The world’s largest coal mining companies tripled their profits in 2022 to reach a total of more than $97bn, defying expectations for an industry that was thought to be in terminal decline.
As global demand for the fuel rose to record levels, total earnings from coal operations at the world’s 20 largest coal miners reached $97.7bn during the most recent 12-month period for which financial information is available, compared with $28.2bn during the same period a year earlier, according to Financial Times research and data from S&P Capital IQ.
Many countries that once pledged to quit coal have turned back to it as a reliable source of heat and power as energy security concerns became a top priority following Russia’s invasion of Ukraine.
The biggest money makers were Glencore, whose coal earnings were $13.2bn in the 12 months ending on June 30; China Shenhua, which made $12.2bn during that time; and BHP, which brought in $9.5bn, mainly from production of metallurgical coal.
Just a year after the UN COP26 climate summit pledged to “phase down” coal, demand for the fossil fuel has instead grown, boosted by high gas prices and the European energy crisis. Global coal demand rose 1.2 per cent to reach a record high in 2022, according to the International Energy Agency.
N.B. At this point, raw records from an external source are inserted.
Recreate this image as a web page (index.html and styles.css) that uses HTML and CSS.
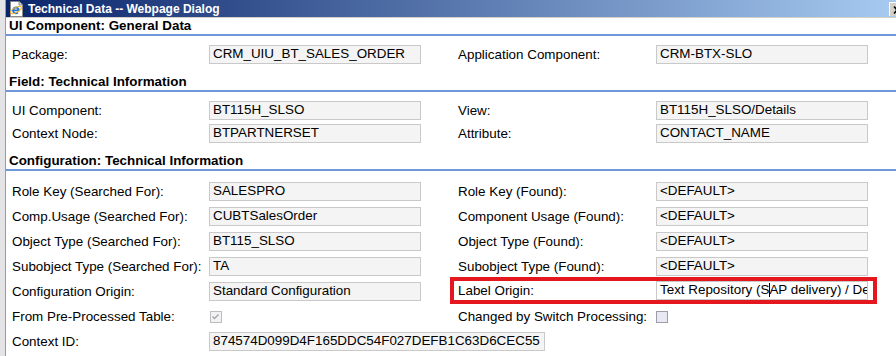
FILE: index.html
```html
<!DOCTYPE html>
<html lang="en">
<head>
    <meta charset="UTF-8">
    <title>Technical Data -- Webpage Dialog</title>
    <link rel="stylesheet" href="styles.css">
</head>
<body>
    <div class="desk">
        <div class="behind"></div>
        <div class="window">
            <div class="titlebar">
                <svg class="app-icon" viewBox="0 0 14 16" width="14" height="16">
                    <path d="M1.5 0.5H10L13.5 4V15.5H1.5Z" fill="#fff" stroke="#8a8a8a"/>
                    <path d="M10 0.5V4H13.5" fill="#dcdcdc" stroke="#8a8a8a"/>
                    <path d="M4 9.3h5.8a2.9 2.9 0 1 0 -0.9 2.2" fill="none" stroke="#2470d4" stroke-width="1.8"/>
                    <ellipse cx="7" cy="9" rx="6" ry="2.4" transform="rotate(-30 7 9)" fill="none" stroke="#f2b21c" stroke-width="1"/>
                </svg>
                <span class="title">Technical Data -- Webpage Dialog</span>
                <span class="close">
                    <svg viewBox="0 0 16 14" width="16" height="14">
                        <path d="M4 3.5L10 10.5M10 3.5L4 10.5" stroke="#000" stroke-width="1.6"/>
                    </svg>
                </span>
            </div>

            <div class="sec-head">UI Component: General Data</div>
            <div class="sec-body general">
                <div class="row row-s">
                    <span class="lbl">Package:</span>
                    <span class="fld">CRM_UIU_BT_SALES_ORDER</span>
                    <div class="pair">
                        <span class="lbl2">Application Component:</span>
                        <span class="fld">CRM-BTX-SLO</span>
                    </div>
                </div>
            </div>

            <div class="sec-head">Field: Technical Information</div>
            <div class="sec-body field">
                <div class="row row-m">
                    <span class="lbl">UI Component:</span>
                    <span class="fld">BT115H_SLSO</span>
                    <div class="pair">
                        <span class="lbl2">View:</span>
                        <span class="fld">BT115H_SLSO/Details</span>
                    </div>
                </div>
                <div class="row row-m">
                    <span class="lbl">Context Node:</span>
                    <span class="fld">BTPARTNERSET</span>
                    <div class="pair">
                        <span class="lbl2">Attribute:</span>
                        <span class="fld">CONTACT_NAME</span>
                    </div>
                </div>
            </div>

            <div class="sec-head">Configuration: Technical Information</div>
            <div class="sec-body config">
                <div class="row">
                    <span class="lbl">Role Key (Searched For):</span>
                    <span class="fld">SALESPRO</span>
                    <div class="pair">
                        <span class="lbl2">Role Key (Found):</span>
                        <span class="fld">&lt;DEFAULT&gt;</span>
                    </div>
                </div>
                <div class="row">
                    <span class="lbl">Comp.Usage (Searched For):</span>
                    <span class="fld">CUBTSalesOrder</span>
                    <div class="pair">
                        <span class="lbl2">Component Usage (Found):</span>
                        <span class="fld">&lt;DEFAULT&gt;</span>
                    </div>
                </div>
                <div class="row">
                    <span class="lbl">Object Type (Searched For):</span>
                    <span class="fld">BT115_SLSO</span>
                    <div class="pair">
                        <span class="lbl2">Object Type (Found):</span>
                        <span class="fld">&lt;DEFAULT&gt;</span>
                    </div>
                </div>
                <div class="row">
                    <span class="lbl">Subobject Type (Searched For):</span>
                    <span class="fld">TA</span>
                    <div class="pair">
                        <span class="lbl2">Subobject Type (Found):</span>
                        <span class="fld">&lt;DEFAULT&gt;</span>
                    </div>
                </div>
                <div class="row">
                    <span class="lbl">Configuration Origin:</span>
                    <span class="fld">Standard Configuration</span>
                    <div class="pair marked">
                        <span class="lbl2">Label Origin:</span>
                        <span class="fld focus">Text Repository (S<span class="caret"></span>AP delivery) / Default Text</span>
                    </div>
                </div>
                <div class="row">
                    <span class="lbl">From Pre-Processed Table:</span>
                    <span class="slot">
                        <span class="chk on">
                            <svg viewBox="0 0 11 11" width="11" height="11">
                                <path d="M2.5 5.5L4.5 7.5L8.5 3.5" fill="none" stroke="#a3a3a8" stroke-width="1.3"/>
                            </svg>
                        </span>
                    </span>
                    <div class="pair">
                        <span class="lbl2">Changed by Switch Processing:</span>
                        <span class="slot"><span class="chk"></span></span>
                    </div>
                </div>
                <div class="row">
                    <span class="lbl">Context ID:</span>
                    <span class="fld wide">874574D099D4F165DDC54F027DEFB1C63D6CEC55</span>
                </div>
            </div>
        </div>
    </div>
</body>
</html>
```

FILE: styles.css
```css
html, body {
    margin: 0;
    height: 100%;
    overflow: hidden;
}

body {
    font-family: "Liberation Sans", Arial, sans-serif;
    font-size: 13.4px;
    color: #000;
    background: #fff;
}

.desk {
    display: flex;
    height: 356px;
}

.behind {
    width: 5px;
    flex: none;
    background: #e4e4e6;
}

.window {
    flex: 1;
    min-width: 0;
    border-left: 1px solid #9a9a9a;
    background: #fff;
}

/* Title bar */
.titlebar {
    display: flex;
    align-items: center;
    height: 17px;
    border-bottom: 1px solid #d4d0c8;
    background: linear-gradient(to right, #0a246a, #a6caf0);
    overflow: hidden;
}

.app-icon {
    flex: none;
    margin-left: 3px;
    margin-right: 5px;
}

.title {
    color: #fff;
    font-weight: bold;
    font-size: 12px;
    white-space: nowrap;
}

.close {
    flex: none;
    margin-left: auto;
    width: 7px;
    height: 14px;
    overflow: hidden;
    box-sizing: border-box;
    background: #d4d0c8;
    border-top: 1px solid #fff;
    border-left: 1px solid #fff;
}

.close svg {
    display: block;
}

/* Sections */
.sec-head {
    height: 16px;
    line-height: 16px;
    padding-left: 3px;
    font-weight: bold;
    white-space: nowrap;
    border-bottom: 2px solid #6f97db;
}

.general {
    padding: 7px 0 9px;
}

.field {
    padding: 7px 0 8px;
}

.config {
    padding-top: 8px;
}

.row {
    display: flex;
    align-items: center;
    height: 25px;
    padding-left: 6px;
}

.row-s {
    height: 22px;
}

.row-m {
    height: 23px;
}

.lbl {
    flex: none;
    width: 197px;
    white-space: nowrap;
}

.fld {
    flex: none;
    width: 212px;
    height: 19px;
    box-sizing: border-box;
    border: 1px solid #c9c9c9;
    background: #f4f4f4;
    padding: 0 3px;
    line-height: 16px;
    white-space: nowrap;
    overflow: hidden;
}

.fld.wide {
    width: 336px;
}

.fld.focus {
    background: #fff;
}

.caret {
    display: inline-block;
    width: 1px;
    height: 14px;
    margin-right: -1px;
    background: #000;
    vertical-align: -3px;
}

.pair {
    flex: none;
    display: flex;
    align-items: center;
    box-sizing: border-box;
    width: 419px;
    margin-left: 33px;
    padding-left: 4px;
}

.pair.marked {
    height: 19px;
    margin-bottom: 2px;
    outline: 4px solid #e4161e;
}

.lbl2 {
    flex: none;
    width: 198px;
    white-space: nowrap;
}

.slot {
    flex: none;
    width: 212px;
    display: flex;
    align-items: center;
}

.chk {
    width: 12px;
    height: 12px;
    box-sizing: border-box;
    border: 1px solid #9c9cab;
    background: #e8e8f2;
}

.chk.on {
    margin-left: 1px;
    border-color: #bdbdc2;
    background: #f2f2f2;
}

.chk svg {
    display: block;
    margin: -1px 0 0 -1px;
}
```
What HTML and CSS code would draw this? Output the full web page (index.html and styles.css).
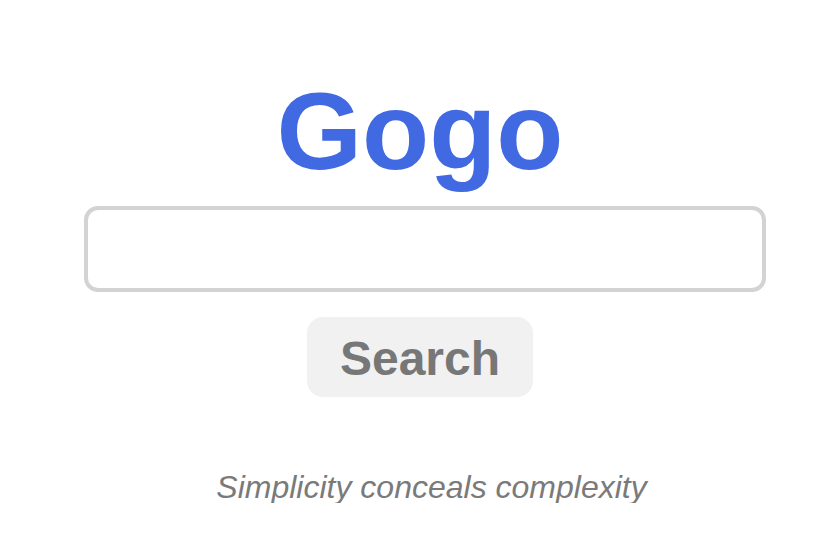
FILE: index.html
```html
<!DOCTYPE html>
<html lang="en">
<head>
<meta charset="utf-8">
<title>Gogo</title>
<link rel="stylesheet" href="styles.css">
</head>
<body>
<main class="page">
  <h1 class="logo">Gogo</h1>
  <form class="search-form">
    <div class="field-row"><input class="search-input" type="text" aria-label="Search"></div>
    <button class="search-button" type="button">Search</button>
  </form>
  <p class="tagline">Simplicity conceals complexity</p>
</main>
</body>
</html>
```
FILE: styles.css
```css
html, body {
  margin: 0;
  padding: 0;
  background: #ffffff;
}
body {
  font-family: "Liberation Sans", Arial, sans-serif;
}
.page {
  display: flex;
  flex-direction: column;
  align-items: center;
  padding-top: 76px;
}
.logo {
  margin: 0;
  font-size: 110px;
  line-height: 110px;
  font-weight: 700;
  color: #4169e1;
}
.search-form {
  display: flex;
  flex-direction: column;
  align-items: center;
  width: 100%;
}
.field-row {
  width: 100%;
  display: flex;
  justify-content: flex-start;
  padding-left: 84px;
  box-sizing: border-box;
  margin-top: 20px;
}
.search-input {
  box-sizing: border-box;
  width: 682px;
  height: 86px;
  border: 4px solid #d3d3d3;
  border-radius: 14px;
  background: #fff;
  outline: none;
  font-family: inherit;
  font-size: 24px;
  padding: 0 16px;
}
.search-button {
  margin-top: 25px;
  box-sizing: border-box;
  height: 80px;
  padding: 14px 33px 10px;
  border: none;
  border-radius: 16px;
  background: #f1f1f1;
  color: #777777;
  font-family: inherit;
  font-size: 48px;
  line-height: 56px;
  font-weight: 700;
}
.tagline {
  margin: 74px 0 0 23px;
  font-size: 32px;
  line-height: 32px;
  font-style: italic;
  color: #7a7a7a;
}
```
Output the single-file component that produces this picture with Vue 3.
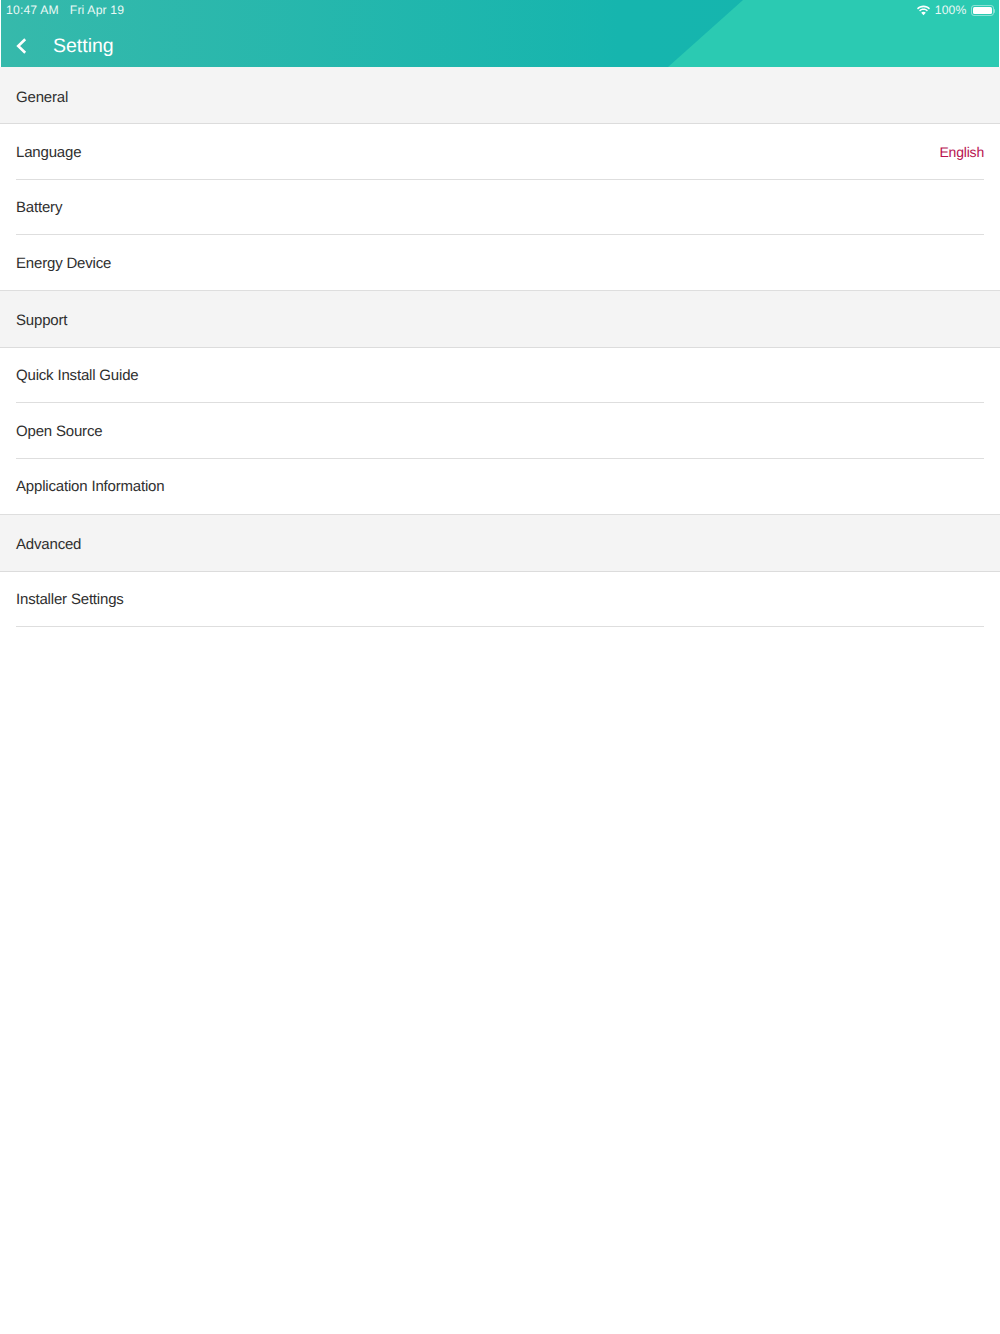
<script setup>
const groups = [
  { title: 'General', rows: [{ label: 'Language', value: 'English' }, { label: 'Battery' }, { label: 'Energy Device' }] },
  { title: 'Support', rows: [{ label: 'Quick Install Guide' }, { label: 'Open Source' }, { label: 'Application Information' }] },
  { title: 'Advanced', rows: [{ label: 'Installer Settings' }] },
]
</script>

<template>
  <div class="page">
    <header class="header">
      <div class="facet"></div>
      <div class="status">
        <div class="status-left"><span>10:47 AM</span><span>Fri Apr 19</span></div>
        <div class="status-right">
          <svg class="wifi" width="15" height="11" viewBox="0 0 15 11">
            <path d="M7.5 2.2c2.1 0 4 .8 5.5 2.2l1-1.1C12.300 1.600 10 .6 7.500.6S2.700 1.600 1 3.300l1 1.100c1.500-1.400 3.400-2.200 5.500-2.200z" fill="#fff"/>
            <path d="M7.500 5.100c1.300 0 2.500.5 3.400 1.400l1-1.100C10.700 4.200 9.200 3.600 7.500 3.600s-3.200.6-4.400 1.800l1 1.100c.9-.9 2.100-1.400 3.400-1.400z" fill="#fff"/>
            <path d="M7.500 6.800c-.9 0-1.700.3-2.300.9l2.300 2.600 2.300-2.600c-.6-.6-1.400-.9-2.300-.9z" fill="#fff"/>
          </svg>
          <span>100%</span>
          <div class="battery"><div class="battery-fill"></div></div>
          <div class="battery-cap"></div>
        </div>
      </div>
      <div class="nav">
        <svg class="back" width="11" height="16" viewBox="0 0 11 16">
          <path d="M9.200 1.200 2.200 8l7 6.800" fill="none" stroke="#fff" stroke-width="2.600"/>
        </svg>
        <span class="title">Setting</span>
      </div>
    </header>
    <main>
      <section v-for="group in groups" :key="group.title">
        <div class="group-title">{{ group.title }}</div>
        <div class="row-wrap" v-for="row in group.rows" :key="row.label">
          <div class="row">
            <span>{{ row.label }}</span>
            <span v-if="row.value" class="value">{{ row.value }}</span>
          </div>
        </div>
      </section>
    </main>
  </div>
</template>

<style>
html, body { margin: 0; background: #fff; }
</style>

<style scoped>
.page {
  width: 1000px;
  min-height: 1334px;
  background: #fff;
  font-family: "Liberation Sans", Arial, sans-serif;
  text-rendering: geometricPrecision;
  color: #2f2f2f;
}
.header {
  position: relative;
  height: 67px;
  margin: 0 1px;
  overflow: hidden;
  color: #fff;
  background: linear-gradient(90deg, #36b9ab 0%, #16b5ae 62%, #15b5ae 100%);
}
.facet {
  position: absolute;
  inset: 0;
  background: #2bcab2;
  clip-path: polygon(742px 0, 100% 0, 100% 100%, 667px 100%);
}
.status {
  position: relative;
  height: 20px;
  display: flex;
  justify-content: space-between;
  align-items: center;
  padding: 0 4px 0 5px;
  font-size: 12.200px;
  letter-spacing: 0.16px;
  color: #e9f8f5;
}
.status-left { display: flex; gap: 11px; }
.status-right { display: flex; align-items: center; }
.wifi { margin-right: 4px; }
.battery {
  box-sizing: border-box;
  width: 23px;
  height: 11px;
  margin: 1px 0 0 4px;
  padding: 1px;
  border: 1px solid rgba(255, 255, 255, 0.45);
  border-radius: 3px;
}
.battery-fill { height: 100%; background: #fff; border-radius: 1.500px; }
.battery-cap {
  width: 1.500px;
  height: 4px;
  margin-top: 1px;
  background: rgba(255, 255, 255, 0.45);
  border-radius: 0 1px 1px 0;
}
.nav {
  position: relative;
  height: 47px;
  display: flex;
  align-items: center;
  padding-left: 15px;
  box-sizing: border-box;
  padding-top: 5px;
}
.title { margin-left: 26px; font-size: 19.500px; color: #fff; }
.group-title {
  box-sizing: border-box;
  height: 57px;
  display: flex;
  align-items: center;
  padding: 3px 0 0 16px;
  font-size: 15px;
  letter-spacing: -0.18px;
  background: #f4f4f4;
  border-bottom: 1px solid #dcdcdc;
}
section:first-child .group-title { padding-top: 5px; }
.row-wrap { padding: 0 16px; }
.row {
  box-sizing: border-box;
  height: 55.600px;
  display: flex;
  align-items: center;
  justify-content: space-between;
  padding-top: 1px;
  font-size: 15px;
  letter-spacing: -0.18px;
  border-bottom: 1px solid #dedede;
}
section:first-child .row { padding-top: 2px; }
section:not(:last-child) .row-wrap:last-child { padding: 0; }
section:not(:last-child) .row-wrap:last-child .row { padding-left: 16px; padding-right: 16px; }
.value { color: #b8134f; font-size: 14px; letter-spacing: -0.2px; }
</style>
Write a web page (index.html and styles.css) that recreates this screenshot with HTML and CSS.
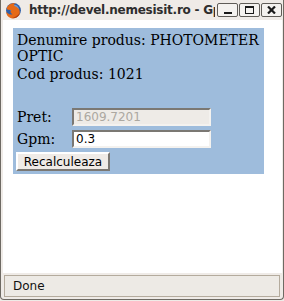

In 2022, the benchmark price for high-quality thermal coal in Europe was $295 on average — double the levels of the previous year, and nearly four times higher than the average price between 2010 and 2020, according to Argus Media.
As a result, coal mining companies have experienced a huge and unexpected improvement in their fortunes.
The coal division of Anglo American, the world’s fifth-largest producer outside China of the metallurgical coal used in steelmaking, swung from losses of $34mn in the 12 months ending on June 30 2021 to earnings of $2.5bn a year later.
The biggest increase in coal profits was at BHP, where they surged 3,200 per cent, from $288mn in the 12 months ending on June 30 2021 to $9.5bn a year later. BHP is the world’s largest producer of metallurgical coal outside China.
At Glencore, coal earnings rose to $13.2bn, compared with $1.2bn during the same period a year earlier.
“The seaborne producers are the big winners,” said Myles Allsop, analyst at UBS. Companies that mine coal that is exported and traded internationally have had bigger gains than the state-owned coal miners that sell to their domestic market.
“The Ukraine war has triggered the extreme tightness in the coal market,” said Allsop, adding that sanctions had blocked Russian coal from the European market.
Before the boom in coal prices, many of the biggest miners outside of China and India were busy paring back their coal operations.
This was the rationale behind the decisions of BHP and Anglo American to dispose of their respective stakes in the Cerrejón coal mine in Columbia, which exports high-quality thermal coal to Europe.
In January, they sold their combined 66 per cent stake to Glencore for $101mn in cash and other considerations, giving the Switzerland-based commodities group, which already owned 33 per cent, full ownership of the asset.
Cerrejón generated $2bn in earnings before interest, tax, depreciation and amortisation during the first half of 2022, many times the purchase price. “It probably looks like the best deal anyone has ever seen,” said Ben Davis, mining analyst at Liberum Capital.